>> start Available data

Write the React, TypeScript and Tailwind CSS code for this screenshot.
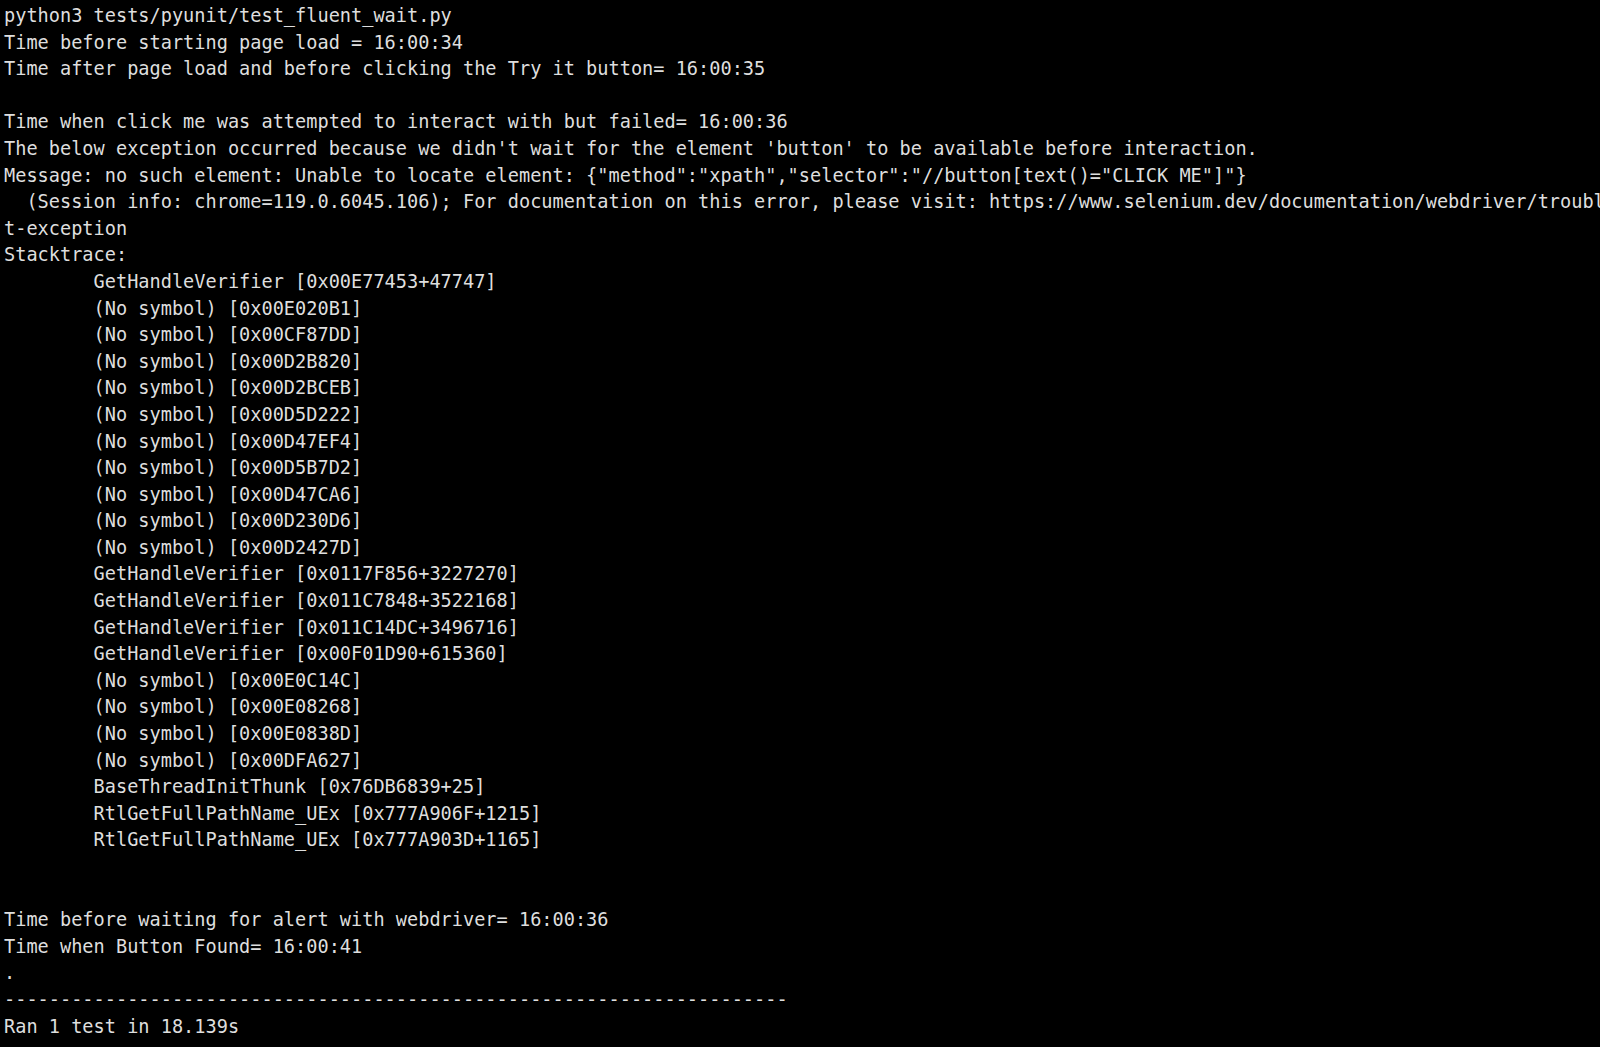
const lines = [
  'python3 tests/pyunit/test_fluent_wait.py',
  'Time before starting page load = 16:00:34',
  'Time after page load and before clicking the Try it button= 16:00:35',
  '',
  'Time when click me was attempted to interact with but failed= 16:00:36',
  "The below exception occurred because we didn't wait for the element 'button' to be available before interaction.",
  'Message: no such element: Unable to locate element: {"method":"xpath","selector":"//button[text()="CLICK ME"]"}',
  '  (Session info: chrome=119.0.6045.106); For documentation on this error, please visit: https://www.selenium.dev/documentation/webdriver/troubleshooting/errors#no-such-elemen',
  't-exception',
  'Stacktrace:',
  '\tGetHandleVerifier [0x00E77453+47747]',
  '\t(No symbol) [0x00E020B1]',
  '\t(No symbol) [0x00CF87DD]',
  '\t(No symbol) [0x00D2B820]',
  '\t(No symbol) [0x00D2BCEB]',
  '\t(No symbol) [0x00D5D222]',
  '\t(No symbol) [0x00D47EF4]',
  '\t(No symbol) [0x00D5B7D2]',
  '\t(No symbol) [0x00D47CA6]',
  '\t(No symbol) [0x00D230D6]',
  '\t(No symbol) [0x00D2427D]',
  '\tGetHandleVerifier [0x0117F856+3227270]',
  '\tGetHandleVerifier [0x011C7848+3522168]',
  '\tGetHandleVerifier [0x011C14DC+3496716]',
  '\tGetHandleVerifier [0x00F01D90+615360]',
  '\t(No symbol) [0x00E0C14C]',
  '\t(No symbol) [0x00E08268]',
  '\t(No symbol) [0x00E0838D]',
  '\t(No symbol) [0x00DFA627]',
  '\tBaseThreadInitThunk [0x76DB6839+25]',
  '\tRtlGetFullPathName_UEx [0x777A906F+1215]',
  '\tRtlGetFullPathName_UEx [0x777A903D+1165]',
  '',
  '',
  'Time before waiting for alert with webdriver= 16:00:36',
  'Time when Button Found= 16:00:41',
  '.',
  '----------------------------------------------------------------------',
  'Ran 1 test in 18.139s',
]

export default function App() {
  return (
    <div className="w-[1600px] h-[1047px] overflow-hidden bg-black pt-[3px] pl-1 text-[#dedede] font-['DejaVu_Sans_Mono',monospace] text-[18.6px] leading-[26.6px]">
      {lines.map((line, i) => (
        <div key={i} className="whitespace-pre [tab-size:8] h-[26.6px]">
          {line}
        </div>
      ))}
    </div>
  )
}
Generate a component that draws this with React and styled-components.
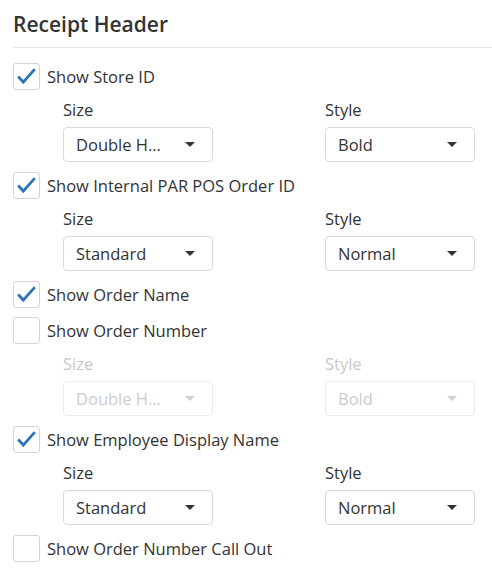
import React from "react";
import styled, { createGlobalStyle } from "styled-components";

const GlobalStyle = createGlobalStyle`
  html, body {
    margin: 0;
    padding: 0;
    background: #ffffff;
  }
  body {
    font-family: "Open Sans", "Noto Sans", sans-serif;
    color: #333333;
  }
`;

const options = [
  { label: "Show Store ID", checked: true, size: "Double H…", style: "Bold" },
  { label: "Show Internal PAR POS Order ID", checked: true, size: "Standard", style: "Normal" },
  { label: "Show Order Name", checked: true },
  { label: "Show Order Number", checked: false, size: "Double H…", style: "Bold" },
  { label: "Show Employee Display Name", checked: true, size: "Standard", style: "Normal" },
  { label: "Show Order Number Call Out", checked: false },
];

const CheckMark = () => (
  <svg width="27" height="27" viewBox="0 0 27 27">
    <path
      d="M4.5 13.5 L10 19.5 L22.5 5.5"
      fill="none"
      stroke="#2b74b9"
      strokeWidth="3"
      strokeLinecap="butt"
      strokeLinejoin="miter"
    />
  </svg>
);

const Select = ({ value, disabled }) => (
  <SelectBox $disabled={disabled}>
    <SelectValue>{value}</SelectValue>
    <Caret $disabled={disabled} />
  </SelectBox>
);

export default function App() {
  return (
    <Page>
      <GlobalStyle />
      <Title>Receipt Header</Title>
      <List>
        {options.map((opt) => (
          <Option key={opt.label}>
            <CheckRow>
              <Box>{opt.checked && <CheckMark />}</Box>
              <CheckLabel>{opt.label}</CheckLabel>
            </CheckRow>
            {opt.size && (
              <Settings>
                <Field>
                  <FieldLabel $disabled={!opt.checked}>Size</FieldLabel>
                  <Select value={opt.size} disabled={!opt.checked} />
                </Field>
                <Field>
                  <FieldLabel $disabled={!opt.checked}>Style</FieldLabel>
                  <Select value={opt.style} disabled={!opt.checked} />
                </Field>
              </Settings>
            )}
          </Option>
        ))}
      </List>
    </Page>
  );
}

const Page = styled.div`
  width: 492px;
  height: 568px;
  padding-left: 13px;
  box-sizing: border-box;
  overflow: hidden;
`;

const Title = styled.div`
  font-size: 21px;
  font-weight: 600;
  line-height: 28px;
  padding-top: 10px;
  padding-bottom: 9px;
  border-bottom: 1px solid #e3e3e3;
  color: #333333;
`;

const List = styled.div`
  display: flex;
  flex-direction: column;
  gap: 9px;
  padding-top: 15px;
`;

const Option = styled.div`
  display: flex;
  flex-direction: column;
`;

const CheckRow = styled.div`
  display: flex;
  align-items: center;
  gap: 7px;
  height: 27px;
`;

const Box = styled.div`
  width: 27px;
  height: 27px;
  box-sizing: border-box;
  border: 1px solid #d4d4d4;
  border-radius: 3px;
  display: flex;
  align-items: center;
  justify-content: center;
  background: #ffffff;
  svg {
    display: block;
  }
`;

const CheckLabel = styled.span`
  font-size: 16.5px;
  line-height: 20px;
  padding-top: 1px;
  color: #333333;
`;

const Settings = styled.div`
  display: grid;
  grid-template-columns: 150px 150px;
  column-gap: 112px;
  padding-left: 50px;
  padding-top: 9px;
  padding-bottom: 1px;
`;

const Field = styled.div`
  display: flex;
  flex-direction: column;
  gap: 7px;
`;

const FieldLabel = styled.div`
  font-size: 16.5px;
  line-height: 20px;
  padding-top: 1px;
  color: ${(p) => (p.$disabled ? "#c8c8c8" : "#333333")};
`;

const SelectBox = styled.div`
  height: 35px;
  box-sizing: border-box;
  border: 1px solid ${(p) => (p.$disabled ? "#ececec" : "#d9d9d9")};
  border-radius: 4px;
  display: flex;
  align-items: center;
  justify-content: space-between;
  padding: 0 17px 0 12px;
  color: ${(p) => (p.$disabled ? "#cccccc" : "#333333")};
  background: #ffffff;
`;

const SelectValue = styled.span`
  font-size: 16.5px;
  line-height: 20px;
  padding-top: 1px;
  white-space: nowrap;
`;

const Caret = styled.span`
  width: 0;
  height: 0;
  border-left: 5px solid transparent;
  border-right: 5px solid transparent;
  border-top: 5px solid ${(p) => (p.$disabled ? "#d0d0d0" : "#333333")};
`;
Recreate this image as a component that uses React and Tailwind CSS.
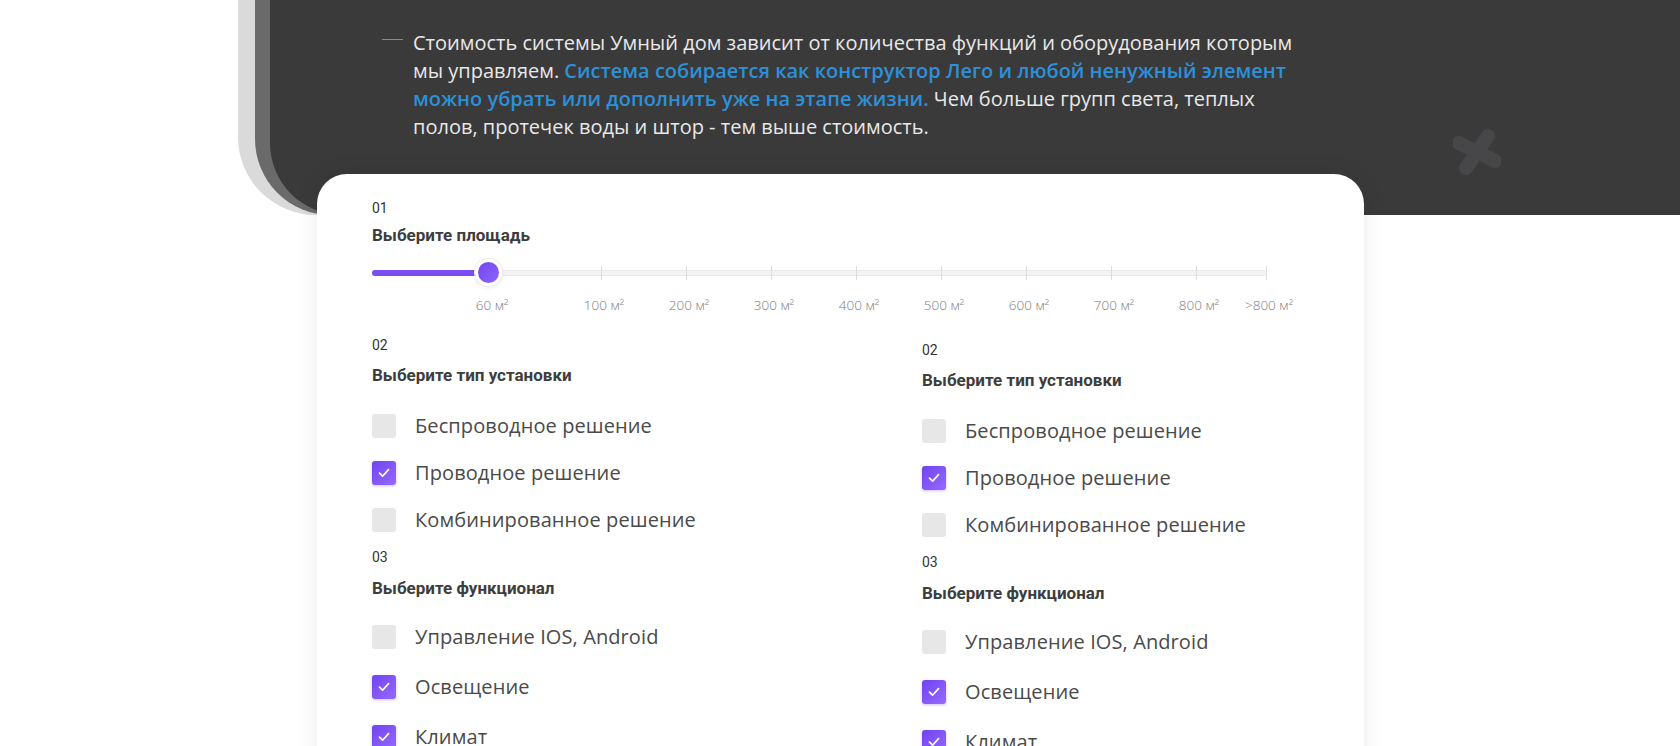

>> end Available data

Problem to work on -
Pictures are not part of the copy; reproduce everything else in the records exactly.

Solution to this exercise -
Write the React, TypeScript and Tailwind CSS code for this screenshot.
const lines = [
  'python3 tests/pyunit/test_fluent_wait.py',
  'Time before starting page load = 16:00:34',
  'Time after page load and before clicking the Try it button= 16:00:35',
  '',
  'Time when click me was attempted to interact with but failed= 16:00:36',
  "The below exception occurred because we didn't wait for the element 'button' to be available before interaction.",
  'Message: no such element: Unable to locate element: {"method":"xpath","selector":"//button[text()="CLICK ME"]"}',
  '  (Session info: chrome=119.0.6045.106); For documentation on this error, please visit: https://www.selenium.dev/documentation/webdriver/troubleshooting/errors#no-such-elemen',
  't-exception',
  'Stacktrace:',
  '\tGetHandleVerifier [0x00E77453+47747]',
  '\t(No symbol) [0x00E020B1]',
  '\t(No symbol) [0x00CF87DD]',
  '\t(No symbol) [0x00D2B820]',
  '\t(No symbol) [0x00D2BCEB]',
  '\t(No symbol) [0x00D5D222]',
  '\t(No symbol) [0x00D47EF4]',
  '\t(No symbol) [0x00D5B7D2]',
  '\t(No symbol) [0x00D47CA6]',
  '\t(No symbol) [0x00D230D6]',
  '\t(No symbol) [0x00D2427D]',
  '\tGetHandleVerifier [0x0117F856+3227270]',
  '\tGetHandleVerifier [0x011C7848+3522168]',
  '\tGetHandleVerifier [0x011C14DC+3496716]',
  '\tGetHandleVerifier [0x00F01D90+615360]',
  '\t(No symbol) [0x00E0C14C]',
  '\t(No symbol) [0x00E08268]',
  '\t(No symbol) [0x00E0838D]',
  '\t(No symbol) [0x00DFA627]',
  '\tBaseThreadInitThunk [0x76DB6839+25]',
  '\tRtlGetFullPathName_UEx [0x777A906F+1215]',
  '\tRtlGetFullPathName_UEx [0x777A903D+1165]',
  '',
  '',
  'Time before waiting for alert with webdriver= 16:00:36',
  'Time when Button Found= 16:00:41',
  '.',
  '----------------------------------------------------------------------',
  'Ran 1 test in 18.139s',
]

export default function App() {
  return (
    <div className="w-[1600px] h-[1047px] overflow-hidden bg-black pt-[3px] pl-1 text-[#dedede] font-['DejaVu_Sans_Mono',monospace] text-[18.6px] leading-[26.6px]">
      {lines.map((line, i) => (
        <div key={i} className="whitespace-pre [tab-size:8] h-[26.6px]">
          {line}
        </div>
      ))}
    </div>
  )
}
Generate a component that draws this with React and styled-components.
import React from "react";
import styled, { createGlobalStyle } from "styled-components";

const GlobalStyle = createGlobalStyle`
  html, body {
    margin: 0;
    padding: 0;
    background: #ffffff;
  }
  body {
    font-family: "Open Sans", "Noto Sans", sans-serif;
    color: #333333;
  }
`;

const options = [
  { label: "Show Store ID", checked: true, size: "Double H…", style: "Bold" },
  { label: "Show Internal PAR POS Order ID", checked: true, size: "Standard", style: "Normal" },
  { label: "Show Order Name", checked: true },
  { label: "Show Order Number", checked: false, size: "Double H…", style: "Bold" },
  { label: "Show Employee Display Name", checked: true, size: "Standard", style: "Normal" },
  { label: "Show Order Number Call Out", checked: false },
];

const CheckMark = () => (
  <svg width="27" height="27" viewBox="0 0 27 27">
    <path
      d="M4.5 13.5 L10 19.5 L22.5 5.5"
      fill="none"
      stroke="#2b74b9"
      strokeWidth="3"
      strokeLinecap="butt"
      strokeLinejoin="miter"
    />
  </svg>
);

const Select = ({ value, disabled }) => (
  <SelectBox $disabled={disabled}>
    <SelectValue>{value}</SelectValue>
    <Caret $disabled={disabled} />
  </SelectBox>
);

export default function App() {
  return (
    <Page>
      <GlobalStyle />
      <Title>Receipt Header</Title>
      <List>
        {options.map((opt) => (
          <Option key={opt.label}>
            <CheckRow>
              <Box>{opt.checked && <CheckMark />}</Box>
              <CheckLabel>{opt.label}</CheckLabel>
            </CheckRow>
            {opt.size && (
              <Settings>
                <Field>
                  <FieldLabel $disabled={!opt.checked}>Size</FieldLabel>
                  <Select value={opt.size} disabled={!opt.checked} />
                </Field>
                <Field>
                  <FieldLabel $disabled={!opt.checked}>Style</FieldLabel>
                  <Select value={opt.style} disabled={!opt.checked} />
                </Field>
              </Settings>
            )}
          </Option>
        ))}
      </List>
    </Page>
  );
}

const Page = styled.div`
  width: 492px;
  height: 568px;
  padding-left: 13px;
  box-sizing: border-box;
  overflow: hidden;
`;

const Title = styled.div`
  font-size: 21px;
  font-weight: 600;
  line-height: 28px;
  padding-top: 10px;
  padding-bottom: 9px;
  border-bottom: 1px solid #e3e3e3;
  color: #333333;
`;

const List = styled.div`
  display: flex;
  flex-direction: column;
  gap: 9px;
  padding-top: 15px;
`;

const Option = styled.div`
  display: flex;
  flex-direction: column;
`;

const CheckRow = styled.div`
  display: flex;
  align-items: center;
  gap: 7px;
  height: 27px;
`;

const Box = styled.div`
  width: 27px;
  height: 27px;
  box-sizing: border-box;
  border: 1px solid #d4d4d4;
  border-radius: 3px;
  display: flex;
  align-items: center;
  justify-content: center;
  background: #ffffff;
  svg {
    display: block;
  }
`;

const CheckLabel = styled.span`
  font-size: 16.5px;
  line-height: 20px;
  padding-top: 1px;
  color: #333333;
`;

const Settings = styled.div`
  display: grid;
  grid-template-columns: 150px 150px;
  column-gap: 112px;
  padding-left: 50px;
  padding-top: 9px;
  padding-bottom: 1px;
`;

const Field = styled.div`
  display: flex;
  flex-direction: column;
  gap: 7px;
`;

const FieldLabel = styled.div`
  font-size: 16.5px;
  line-height: 20px;
  padding-top: 1px;
  color: ${(p) => (p.$disabled ? "#c8c8c8" : "#333333")};
`;

const SelectBox = styled.div`
  height: 35px;
  box-sizing: border-box;
  border: 1px solid ${(p) => (p.$disabled ? "#ececec" : "#d9d9d9")};
  border-radius: 4px;
  display: flex;
  align-items: center;
  justify-content: space-between;
  padding: 0 17px 0 12px;
  color: ${(p) => (p.$disabled ? "#cccccc" : "#333333")};
  background: #ffffff;
`;

const SelectValue = styled.span`
  font-size: 16.5px;
  line-height: 20px;
  padding-top: 1px;
  white-space: nowrap;
`;

const Caret = styled.span`
  width: 0;
  height: 0;
  border-left: 5px solid transparent;
  border-right: 5px solid transparent;
  border-top: 5px solid ${(p) => (p.$disabled ? "#d0d0d0" : "#333333")};
`;
Recreate this image as a component that uses React and Tailwind CSS.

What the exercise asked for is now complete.